Ларс Форселл, шведский поэт второй половины двадцатого века, в стихотворении «Черная луна» вообще не стал описывать объект, ограничившись странными эффектами в розовых тонах. Черная луна розово, ало, багряно пульсирует на фоне северного сияния, поднимая ветер и багряную снежную пургу: панорамы меняются, иные пленяют своей красотой, но в общем и целом отпугивают своей отчужденностью. Причем здесь «черная луна» - непонятно. Пурга разоряет не только хрупкие хижины: она срывает с фундамента и перебрасывает большие дома из одной страны в другую – люди, скажем, ложатся спать в Норвегии, а просыпаются в Гренландии. (Аналогичные эпизоды описаны в книге Олауса Магнуса «История северных стран»(1555год). У Ларса Форселла подобные бедствия и катастрофы накрываются бездонным лунным океаном – розовым, кипящим водоворотом…навсегда. Только с концом периода черной луны водворяется мир и спокойствие в обычном земном понимании.

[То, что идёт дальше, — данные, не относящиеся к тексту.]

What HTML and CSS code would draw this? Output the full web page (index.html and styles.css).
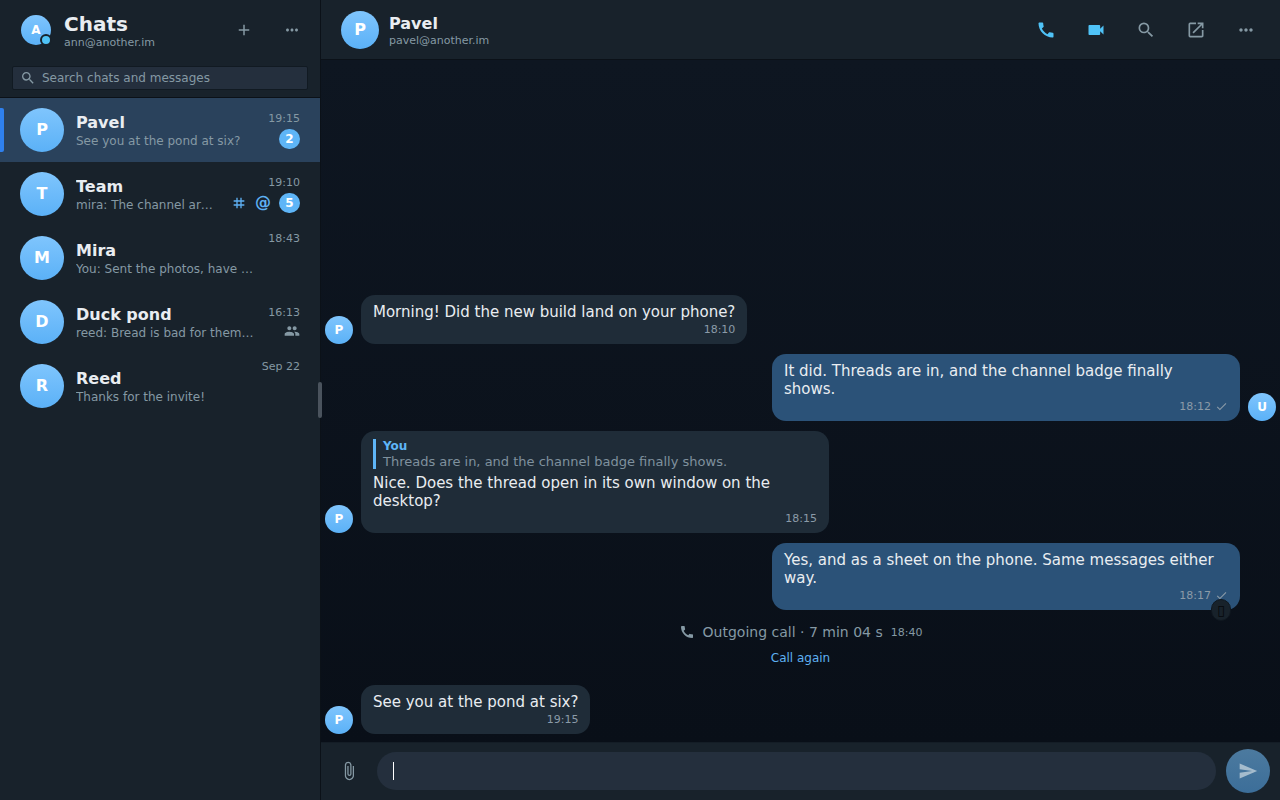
FILE: index.html
```html
<!DOCTYPE html>
<html lang="en">
<head>
  <meta charset="utf-8">
  <title>Chats</title>
  <meta content="width=device-width, initial-scale=1" name="viewport">
  <link rel="stylesheet" href="styles.css">
</head>
<body>
  <!-- Shared icons -->
  <svg class="sprite" aria-hidden="true">
    <symbol id="i-search" viewBox="0 0 24 24"><path d="M15.5 14h-.79l-.28-.27A6.47 6.47 0 0 0 16 9.5 6.5 6.5 0 1 0 9.5 16c1.61 0 3.09-.59 4.23-1.57l.27.28v.79l5 4.99L20.49 19l-4.99-5zm-6 0C7.01 14 5 11.99 5 9.5S7.01 5 9.5 5 14 7.01 14 9.5 11.99 14 9.5 14z"/></symbol>
    <symbol id="i-add" viewBox="0 0 24 24"><path d="M19 13h-6v6h-2v-6H5v-2h6V5h2v6h6v2z"/></symbol>
    <symbol id="i-more" viewBox="0 0 24 24"><path d="M6 10c-1.1 0-2 .9-2 2s.9 2 2 2 2-.9 2-2-.9-2-2-2zm12 0c-1.1 0-2 .9-2 2s.9 2 2 2 2-.9 2-2-.9-2-2-2zm-6 0c-1.1 0-2 .9-2 2s.9 2 2 2 2-.9 2-2-.9-2-2-2z"/></symbol>
    <symbol id="i-call" viewBox="0 0 24 24"><path d="M20.01 15.38c-1.23 0-2.42-.2-3.53-.56a.98.98 0 0 0-1.01.24l-1.57 1.97c-2.83-1.35-5.48-3.9-6.89-6.83l1.95-1.66c.27-.28.35-.67.24-1.02-.37-1.11-.56-2.3-.56-3.53 0-.54-.45-.99-.99-.99H4.19C3.65 3 3 3.24 3 3.99 3 13.28 10.73 21 20.01 21c.71 0 .99-.63.99-1.18v-3.45c0-.54-.45-.99-.99-.99z"/></symbol>
    <symbol id="i-video" viewBox="0 0 24 24"><path d="M17 10.5V7c0-.55-.45-1-1-1H4c-.55 0-1 .45-1 1v10c0 .55.45 1 1 1h12c.55 0 1-.45 1-1v-3.5l4 4v-11l-4 4z"/></symbol>
    <symbol id="i-open" viewBox="0 0 24 24"><path d="M19 19H5V5h7V3H5a2 2 0 0 0-2 2v14a2 2 0 0 0 2 2h14c1.1 0 2-.9 2-2v-7h-2v7zM14 3v2h3.59l-9.83 9.83 1.41 1.41L19 6.41V10h2V3h-7z"/></symbol>
    <symbol id="i-group" viewBox="0 0 24 24"><path d="M16 11c1.66 0 2.99-1.34 2.99-3S17.66 5 16 5s-3 1.34-3 3 1.34 3 3 3zm-8 0c1.66 0 2.99-1.34 2.99-3S9.66 5 8 5 5 6.34 5 8s1.34 3 3 3zm0 2c-2.33 0-7 1.17-7 3.5V19h14v-2.5c0-2.33-4.67-3.5-7-3.5zm8 0c-.29 0-.62.02-.97.05 1.16.84 1.97 1.97 1.97 3.45V19h6v-2.5c0-2.33-4.67-3.5-7-3.5z"/></symbol>
    <symbol id="i-tag" viewBox="0 0 24 24"><path d="M20 10V8h-4V4h-2v4h-4V4H8v4H4v2h4v4H4v2h4v4h2v-4h4v4h2v-4h4v-2h-4v-4h4zm-6 4h-4v-4h4v4z"/></symbol>
    <symbol id="i-check" viewBox="0 0 24 24"><path d="M9 16.17 4.83 12l-1.42 1.41L9 19 21 7l-1.41-1.41z"/></symbol>
    <symbol id="i-attach" viewBox="0 0 24 24"><path d="M16.5 6v11.5c0 2.21-1.79 4-4 4s-4-1.79-4-4V5a2.5 2.5 0 0 1 5 0v10.5c0 .55-.45 1-1 1s-1-.45-1-1V6H10v9.5a2.5 2.5 0 0 0 5 0V5c0-2.21-1.79-4-4-4S7 2.79 7 5v12.5c0 3.04 2.46 5.5 5.5 5.5s5.5-2.46 5.5-5.5V6h-1.5z"/></symbol>
    <symbol id="i-send" viewBox="0 0 24 24"><path d="M2.01 21 23 12 2.01 3 2 10l15 2-15 2z"/></symbol>
  </svg>

  <div class="app">
    <aside class="sidebar">
      <header class="account">
        <div class="avatar avatar-account">A<span class="presence"></span></div>
        <div class="title">
          <h1>Chats</h1>
          <p>ann@another.im</p>
        </div>
        <div class="account-actions">
          <button class="icon-button" type="button" aria-label="New chat"><svg class="icon"><use href="#i-add"/></svg></button>
          <button class="icon-button" type="button" aria-label="Menu"><svg class="icon"><use href="#i-more"/></svg></button>
        </div>
      </header>

      <div class="search-row">
        <label class="search">
          <svg class="icon icon-small" aria-hidden="true"><use href="#i-search"/></svg>
          <input type="search" placeholder="Search chats and messages" aria-label="Search chats and messages">
        </label>
      </div>

      <nav class="chat-list">
        <a class="chat active" href="#pavel">
          <span class="avatar">P</span>
          <span class="chat-text">
            <span class="chat-name">Pavel</span>
            <span class="preview">See you at the pond at six?</span>
          </span>
          <span class="meta">
            <time>19:15</time>
            <span class="marks"><span class="badge">2</span></span>
          </span>
        </a>
        <a class="chat" href="#team">
          <span class="avatar">T</span>
          <span class="chat-text">
            <span class="chat-name">Team</span>
            <span class="preview">mira: The channel archive</span>
          </span>
          <span class="meta">
            <time>19:10</time>
            <span class="marks">
              <svg class="icon icon-small accent"><use href="#i-tag"/></svg>
              <span class="mention">@</span>
              <span class="badge">5</span>
            </span>
          </span>
        </a>
        <a class="chat" href="#mira">
          <span class="avatar">M</span>
          <span class="chat-text">
            <span class="chat-name">Mira</span>
            <span class="preview">You: Sent the photos, have a look</span>
          </span>
          <span class="meta meta-top"><time>18:43</time></span>
        </a>
        <a class="chat" href="#duck-pond">
          <span class="avatar">D</span>
          <span class="chat-text">
            <span class="chat-name">Duck pond</span>
            <span class="preview">reed: Bread is bad for them, bring peas</span>
          </span>
          <span class="meta">
            <time>16:13</time>
            <span class="marks"><svg class="icon icon-small"><use href="#i-group"/></svg></span>
          </span>
        </a>
        <a class="chat" href="#reed">
          <span class="avatar">R</span>
          <span class="chat-text">
            <span class="chat-name">Reed</span>
            <span class="preview">Thanks for the invite!</span>
          </span>
          <span class="meta meta-top"><time>Sep 22</time></span>
        </a>
      </nav>
      <div class="resizer"></div>
    </aside>

    <main class="conversation">
      <header class="chat-header">
        <div class="avatar avatar-header">P</div>
        <div class="peer">
          <h2>Pavel</h2>
          <p>pavel@another.im</p>
        </div>
        <div class="chat-actions">
          <button class="icon-button call" type="button" aria-label="Call"><svg class="icon"><use href="#i-call"/></svg></button>
          <button class="icon-button call" type="button" aria-label="Video call"><svg class="icon"><use href="#i-video"/></svg></button>
          <button class="icon-button" type="button" aria-label="Search"><svg class="icon"><use href="#i-search"/></svg></button>
          <button class="icon-button" type="button" aria-label="Open in window"><svg class="icon"><use href="#i-open"/></svg></button>
          <button class="icon-button" type="button" aria-label="More"><svg class="icon"><use href="#i-more"/></svg></button>
        </div>
      </header>

      <section class="messages">
        <div class="message">
          <div class="avatar avatar-small">P</div>
          <div class="bubble">
            <p>Morning! Did the new build land on your phone?</p>
            <div class="stamp">18:10</div>
          </div>
        </div>
        <div class="message outgoing">
          <div class="avatar avatar-small">U</div>
          <div class="bubble">
            <p>It did. Threads are in, and the channel badge finally shows.</p>
            <div class="stamp">18:12 <svg class="tick"><use href="#i-check"/></svg></div>
          </div>
        </div>
        <div class="message">
          <div class="avatar avatar-small">P</div>
          <div class="bubble">
            <blockquote>
              <strong>You</strong>
              <span>Threads are in, and the channel badge finally shows.</span>
            </blockquote>
            <p>Nice. Does the thread open in its own window on the desktop?</p>
            <div class="stamp">18:15</div>
          </div>
        </div>
        <div class="message outgoing">
          <div class="avatar-space"></div>
          <div class="bubble">
            <p>Yes, and as a sheet on the phone. Same messages either way.</p>
            <div class="stamp">18:17 <svg class="tick"><use href="#i-check"/></svg></div>
            <span class="reaction">▯</span>
          </div>
        </div>
        <div class="call-event">
          <div class="call-line">
            <svg class="icon icon-small"><use href="#i-call"/></svg>
            <span>Outgoing call · 7 min 04 s</span>
            <time>18:40</time>
          </div>
          <button class="call-again" type="button">Call again</button>
        </div>
        <div class="message">
          <div class="avatar avatar-small">P</div>
          <div class="bubble">
            <p>See you at the pond at six?</p>
            <div class="stamp">19:15</div>
          </div>
        </div>
      </section>

      <form class="composer">
        <button class="icon-button attach" type="button" aria-label="Attach file"><svg class="icon"><use href="#i-attach"/></svg></button>
        <input type="text" class="composer-input" placeholder=" " aria-label="Message" autocomplete="off">
        <button class="send" type="submit" aria-label="Send"><svg class="icon"><use href="#i-send"/></svg></button>
      </form>
    </main>
  </div>
</body>
</html>
```
FILE: styles.css
```css
* {
  box-sizing: border-box;
}
body {
  margin: 0;
  font-family: "DejaVu Sans", sans-serif;
  font-size: 15px;
  line-height: 18px;
  background: #0c131c;
  color: #e9edf1;
}
h1, h2, p, blockquote {
  margin: 0;
}
button, input {
  font: inherit;
  color: inherit;
  border: none;
  background: none;
  padding: 0;
  outline: none;
}
button {
  cursor: pointer;
}
.sprite {
  display: none;
}
.icon {
  display: block;
  width: 20px;
  height: 20px;
  fill: currentColor;
}
.icon-small {
  width: 16px;
  height: 16px;
}
.icon-button {
  display: flex;
  align-items: center;
  justify-content: center;
  width: 40px;
  height: 40px;
  color: #8599a4;
}
.accent {
  color: #5eb0f2;
}
.avatar {
  display: flex;
  flex: none;
  align-items: center;
  justify-content: center;
  width: 44px;
  height: 44px;
  border-radius: 50%;
  background: linear-gradient(#7fc5fd, #5bb1f7);
  color: #ffffff;
  font-size: 16px;
  font-weight: bold;
}

.app {
  display: flex;
  height: 100vh;
}

/* Sidebar */
.sidebar {
  position: relative;
  display: flex;
  flex: none;
  flex-direction: column;
  width: 321px;
  border-right: 1px solid #0b1118;
  background: #18222b;
}
.account {
  display: flex;
  align-items: center;
  height: 60px;
  padding: 0 8px 0 21px;
}
.avatar-account {
  position: relative;
  width: 30px;
  height: 30px;
  font-size: 12px;
}
.presence {
  position: absolute;
  right: -1px;
  bottom: -1px;
  width: 12px;
  height: 12px;
  border: 2px solid #18222b;
  border-radius: 50%;
  background: #4fc3f7;
}
.title {
  flex: 1;
  margin-left: 13px;
}
h1 {
  font-size: 20px;
  line-height: 24px;
}
.title p, .peer p {
  color: #8599a4;
  font-size: 11px;
  line-height: 13px;
}
.account-actions {
  display: flex;
  gap: 8px;
}
.account-actions .icon {
  width: 18px;
  height: 18px;
}
.search-row {
  padding: 6px 12px 7px;
  border-bottom: 1px solid #0b1118;
}
.search {
  display: flex;
  align-items: center;
  gap: 6px;
  height: 24px;
  padding: 0 7px;
  border: 1px solid #111a22;
  border-radius: 2px;
  background: #242f3d;
  color: #8599a4;
}
.search input {
  flex: 1;
  min-width: 0;
  font-size: 12px;
}
.search input::placeholder {
  color: #8599a4;
  opacity: 1;
}
.chat {
  position: relative;
  display: flex;
  align-items: center;
  gap: 12px;
  height: 64px;
  padding: 6px 20px;
  color: inherit;
  text-decoration: none;
}
.chat.active {
  background: #2a425c;
}
.chat.active::before {
  content: "";
  position: absolute;
  left: 0;
  top: 10px;
  bottom: 10px;
  width: 4px;
  border-radius: 0 2px 2px 0;
  background: #2f80ed;
}
.chat-text {
  flex: 1;
  min-width: 0;
  padding-top: 2px;
}
.chat-name, .preview {
  display: block;
  overflow: hidden;
  white-space: nowrap;
  text-overflow: ellipsis;
}
.chat-name {
  font-size: 16px;
  font-weight: bold;
  line-height: 20px;
}
.preview {
  color: #8599a4;
  font-size: 12px;
  line-height: 16px;
}
.meta {
  display: flex;
  flex: none;
  flex-direction: column;
  align-items: flex-end;
  gap: 3px;
  color: #8599a4;
}
.meta time, .call-line time {
  font-size: 11px;
  line-height: 15px;
}
.meta-top {
  align-self: flex-start;
}
.meta-top time {
  line-height: 13px;
}
.marks {
  display: flex;
  align-items: center;
  gap: 8px;
}
.mention {
  color: #5eb0f2;
  font-size: 16px;
  font-weight: bold;
}
.badge {
  min-width: 21px;
  border-radius: 10px;
  background: #5eb5f7;
  color: #ffffff;
  font-size: 12px;
  font-weight: bold;
  line-height: 20px;
  text-align: center;
}
.resizer {
  position: absolute;
  top: 50%;
  right: -2px;
  width: 4px;
  height: 36px;
  margin-top: -18px;
  border-radius: 2px;
  background: #4a535d;
  cursor: col-resize;
}

/* Conversation */
.conversation {
  display: flex;
  flex: 1;
  flex-direction: column;
  min-width: 0;
}
.chat-header {
  display: flex;
  align-items: center;
  gap: 10px;
  height: 60px;
  padding: 0 14px 0 20px;
  border-bottom: 1px solid #0b1118;
  background: #18222b;
}
.avatar-header {
  width: 38px;
  height: 38px;
}
.peer {
  flex: 1;
  padding-top: 2px;
}
h2 {
  font-size: 16px;
  line-height: 20px;
}
.chat-actions {
  display: flex;
  gap: 10px;
}
.call {
  color: #4fc3f7;
}
.messages {
  display: flex;
  flex: 1;
  flex-direction: column;
  justify-content: flex-end;
  gap: 10px;
  min-height: 0;
  padding: 8px 4px;
  background: linear-gradient(#0e1621, #090f18);
}
.message {
  display: flex;
  align-items: flex-end;
  gap: 8px;
}
.outgoing {
  flex-direction: row-reverse;
}
.avatar-small {
  width: 28px;
  height: 28px;
  font-size: 12px;
}
.avatar-space {
  flex: none;
  width: 28px;
}
.bubble {
  position: relative;
  max-width: 468px;
  padding: 8px 12px 6px;
  border-radius: 14px;
  background: #1f2c38;
}
.outgoing .bubble {
  background: #2b5278;
}
.stamp {
  display: flex;
  align-items: center;
  justify-content: flex-end;
  gap: 4px;
  color: #8b9ba8;
  font-size: 11px;
  line-height: 17px;
}
.tick {
  width: 13px;
  height: 13px;
  fill: currentColor;
}
blockquote {
  display: flex;
  flex-direction: column;
  margin-bottom: 5px;
  padding-left: 7px;
  border-left: 3px solid #5eb5f7;
  color: #7f919e;
  font-size: 13px;
  line-height: 15px;
}
blockquote strong {
  color: #5eb5f7;
  font-size: 12px;
}
.reaction {
  position: absolute;
  right: 9px;
  bottom: -11px;
  width: 20px;
  height: 22px;
  border: 1px solid #0f171f;
  border-radius: 11px;
  background: #18222b;
  color: #05080c;
  font-size: 14px;
  line-height: 20px;
  text-align: center;
}
.call-event {
  display: flex;
  flex-direction: column;
  align-items: center;
  gap: 6px;
  padding: 2px 0 7px;
  color: #8599a4;
}
.call-line {
  display: flex;
  align-items: center;
  gap: 8px;
  font-size: 14px;
  line-height: 20px;
}
.call-again {
  color: #5eb0f2;
  font-size: 12px;
  line-height: 20px;
}

/* Composer */
.composer {
  display: flex;
  align-items: center;
  gap: 10px;
  height: 58px;
  padding: 0 10px 2px;
  border-top: 1px solid #141d26;
  background: #18222b;
}
.attach {
  width: 36px;
}
.composer-input {
  flex: 1;
  min-width: 0;
  height: 38px;
  padding: 0 16px;
  border-radius: 19px;
  background: #242f3d;
  caret-color: #ffffff;
}
/* steady cursor while the field is empty */
.composer-input:placeholder-shown {
  background: linear-gradient(#ffffff, #ffffff) 16px center / 1px 18px no-repeat #242f3d;
  caret-color: transparent;
}
.send {
  display: flex;
  align-items: center;
  justify-content: center;
  width: 44px;
  height: 44px;
  border-radius: 50%;
  background: linear-gradient(#4c7a9f, #3c6e99);
  color: #a5bccd;
}
```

«Мы созданы из того же вещества, что и сны», - знаменитая фраза Шекспира из «Бури» ни в малейшей мере не проясняет ничего, особенно сущность красоты. Расплывчатые, угловатые или округлые, резкие или мягкие, четкие или смутные, напоминающие монумент или улыбку чеширского кота , мы тщетно ловим хвост логической определенности и когда, замороченные, находим в тумане себя, недоверчиво спрашиваем: «Это бабочка, которой снится, что она Чуанг-цзы или… Круг начинается во сне и уходит в предположение. А если нам приснится дракон? Вправе ли мы заявить: мы созданы из того же вещества, что и драконы. Заявить то мы можем, хотя некоторая доля неуверенности останется. А если вопрос касается сущности менее материальной? Например: красота создана из того же вещества…Чушь, заметит умник. Красота – одна из Идей Платона и как таковая объяснению не подлежит. Но ведь люди много веков пытаются ее объяснить. Люди – дураки, фыркнет умник. Ящерицам, кстати, это и в голову не приходит, а живут не хуже других.